• [Information supplied]:
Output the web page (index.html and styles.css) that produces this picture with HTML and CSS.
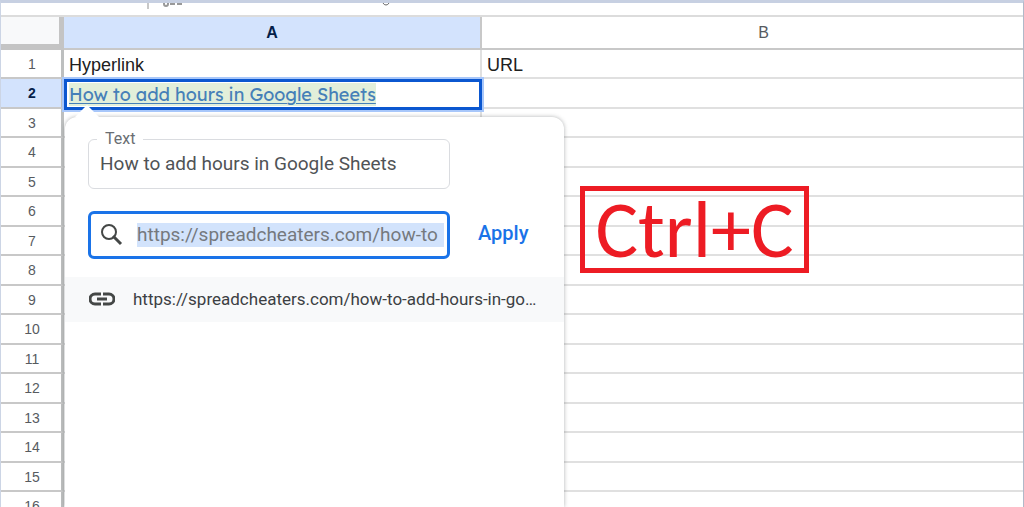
FILE: index.html
```
<!DOCTYPE html>
<html lang="en">
<head>
    <meta charset="UTF-8">
    <meta name="viewport" content="width=device-width, initial-scale=1.0">
    <title>Google Sheets - Hyperlink</title>
    <link rel="stylesheet" href="styles.css">
</head>
<body>
    <div class="window">
        <!-- Bottom edge of the formula bar -->
        <div class="toolbar">
            <span class="separator"></span>
            <svg class="fx" width="22" height="6" viewBox="0 0 22 6" aria-hidden="true">
                <path d="M2 0v1q0 2 2 2t2-2V0M8 1h5M15 1h5" fill="none" stroke="#999" stroke-width="2"/>
            </svg>
            <svg class="tail" width="10" height="4" viewBox="0 0 10 4" aria-hidden="true">
                <path d="M2 0q1 2 3 2t3-2" fill="none" stroke="#666" stroke-width="1"/>
            </svg>
        </div>

        <table class="sheet">
            <thead>
                <tr>
                    <th class="corner"></th>
                    <th class="col-a active">A</th>
                    <th class="col-b">B</th>
                </tr>
            </thead>
            <tbody>
                <tr><th>1</th><td>Hyperlink</td><td>URL</td></tr>
                <tr><th class="active">2</th><td class="selected"><a href="#">How to add hours in Google Sheets</a></td><td></td></tr>
                <tr><th>3</th><td></td><td></td></tr>
                <tr><th>4</th><td></td><td></td></tr>
                <tr><th>5</th><td></td><td></td></tr>
                <tr><th>6</th><td></td><td></td></tr>
                <tr><th>7</th><td></td><td></td></tr>
                <tr><th>8</th><td></td><td></td></tr>
                <tr><th>9</th><td></td><td></td></tr>
                <tr><th>10</th><td></td><td></td></tr>
                <tr><th>11</th><td></td><td></td></tr>
                <tr><th>12</th><td></td><td></td></tr>
                <tr><th>13</th><td></td><td></td></tr>
                <tr><th>14</th><td></td><td></td></tr>
                <tr><th>15</th><td></td><td></td></tr>
                <tr><th>16</th><td></td><td></td></tr>
            </tbody>
        </table>

        <form class="popup">
            <div class="text-field">
                <label for="link-text">Text</label>
                <input type="text" id="link-text" value="How to add hours in Google Sheets">
            </div>
            <div class="url-row">
                <div class="url-field">
                    <svg width="24" height="24" viewBox="0 0 24 24" aria-hidden="true">
                        <circle cx="9" cy="9" r="7" fill="none" stroke="#444746" stroke-width="2"/>
                        <path d="M13 13l8 8" fill="none" stroke="#444746" stroke-width="3"/>
                    </svg>
                    <input type="text" aria-label="Link" value="https://spreadcheaters.com/how-to">
                </div>
                <button type="button">Apply</button>
            </div>
            <a class="suggestion" href="#">
                <svg width="26" height="14" viewBox="0 0 26 14" aria-hidden="true">
                    <path d="M12 2H6a5 5 0 0 0 0 10h6M14 2h6a5 5 0 0 1 0 10h-6M8 7h10" fill="none" stroke="#444746" stroke-width="3"/>
                </svg>
                <span>https://spreadcheaters.com/how-to-add-hours-in-go…</span>
            </a>
        </form>

        <div class="shortcut">Ctrl+C</div>
    </div>
</body>
</html>
```
FILE: styles.css
```
* {
  box-sizing: border-box;
}

body {
  margin: 0;
  background: #fff;
  font-family: "Liberation Sans", Arial, sans-serif;
}

.window {
  position: relative;
  height: 100vh;
  overflow: hidden;
  border-top: 3px solid #c7d0e2;
  border-left: 1px solid #ccd5e5;
  border-right: 1px solid #b0b9c9;
}

/* Formula bar */
.toolbar {
  display: flex;
  align-items: flex-start;
  height: 14px;
  padding-left: 146px;
  border-bottom: 2px solid #dcdcdc;
}

.separator {
  width: 2px;
  height: 6px;
  background: #c8c8c8;
}

.fx {
  margin-left: 13px;
}

.tail {
  margin-left: 197px;
}

/* Spreadsheet grid */
.sheet {
  width: 100%;
  table-layout: fixed;
  border-spacing: 0;
}

.sheet th,
.sheet td {
  height: 30px;
  padding: 0;
  border-bottom: 2px solid #e0e0e0;
  border-right: 2px solid #e0e0e0;
}

.sheet tbody tr:nth-child(odd) > * {
  height: 29px;
}

.sheet th {
  color: #575b5f;
  font-size: 14px;
  font-weight: normal;
  line-height: 16px;
  border-color: #c8c8c8;
}

.sheet tbody th {
  padding-left: 2px;
  border-right: 3px solid #bdbfbf;
}

.sheet thead th {
  height: 33px;
  font-size: 16px;
}

.sheet .corner {
  width: 63px;
  background: #f8f9fa;
  border-right: 5px solid #c4c4c4;
  border-bottom: 6px solid #c4c4c4;
}

.sheet .col-a {
  width: 418px;
}

/* the column runs on past the right edge of the window */
.sheet .col-b {
  padding-left: 22px;
}

.sheet th.active {
  background: #d3e3fd;
  color: #041e49;
  font-weight: bold;
}

.sheet td {
  padding: 3px 0 0 5px;
  color: #202020;
  font-size: 18px;
  line-height: 20px;
}

.sheet tr > :last-child {
  border-right: 0;
}

.sheet .selected {
  position: relative;
}

.selected::after {
  content: "";
  position: absolute;
  inset: 0 -2px -3px 0;
  border: 3px solid #0b57d0;
  box-shadow: 0 0 0 2px #a8c7fa;
}

.selected a {
  background: #e2efda;
  color: #4680b8;
  font-family: Lexend, Inter, sans-serif;
  text-decoration-thickness: 1px;
  text-underline-offset: 2px;
}

/* Link editor */
.popup {
  position: absolute;
  top: 114px;
  bottom: 0;
  left: 64px;
  width: 499px;
  padding-top: 22px;
  background: #fff;
  border-radius: 12px 12px 0 0;
  box-shadow: 0 0 4px rgba(60, 64, 67, 0.4);
  font-family: Roboto, sans-serif;
}

.popup::before {
  content: "";
  position: absolute;
  top: -12px;
  left: 10px;
  border: 12px solid transparent;
  border-top: 0;
  border-bottom-color: #fff;
}

.popup input {
  min-width: 0;
  padding: 0;
  border: 0;
  outline: 0;
  background: none;
  color: #505356;
  font: 19px/24px Roboto, sans-serif;
}

.text-field {
  position: relative;
  display: flex;
  width: 362px;
  height: 50px;
  margin-left: 23px;
  padding: 0 11px;
  border: 1px solid #dadce0;
  border-radius: 6px;
}

.text-field label {
  position: absolute;
  top: -11px;
  left: 8px;
  padding: 0 8px;
  background: #fff;
  color: #6a6e73;
  font-size: 16px;
  line-height: 20px;
}

.text-field input {
  flex: 1;
}

.url-row {
  display: flex;
  align-items: center;
  gap: 28px;
  margin: 22px 0 18px 23px;
}

.url-field {
  display: flex;
  align-items: center;
  gap: 13px;
  width: 362px;
  height: 48px;
  padding: 0 3px 0 9px;
  border: 3px solid #1a73e8;
  border-radius: 6px;
}

.popup .url-field input {
  flex: 1;
  background: #d2e3fc;
  color: #75797e;
}

.url-row button {
  padding: 0 0 4px;
  border: 0;
  background: none;
  color: #1a73e8;
  font: 500 20px/24px Roboto, sans-serif;
}

.suggestion {
  display: flex;
  align-items: center;
  gap: 18px;
  height: 45px;
  padding: 0 12px 2px 24px;
  background: #f8f9fa;
  color: #3c4043;
  font-size: 17px;
  text-decoration: none;
  white-space: nowrap;
}

.suggestion svg {
  flex: none;
}

/* Shortcut callout */
.shortcut {
  position: absolute;
  top: 183px;
  left: 579px;
  width: 229px;
  border: 5px solid #ed1c24;
  color: #ed1c24;
  font: 80px/77px Calibri, Carlito, Lato, sans-serif;
  text-align: center;
}
```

• [Exercise task]:
Identify and extract each line of the listing that contains "html".

• [The response]:
Output the web page (index.html and styles.css) that produces this picture with HTML and CSS.
FILE: index.html
<!DOCTYPE html>
<html lang="en">
</html>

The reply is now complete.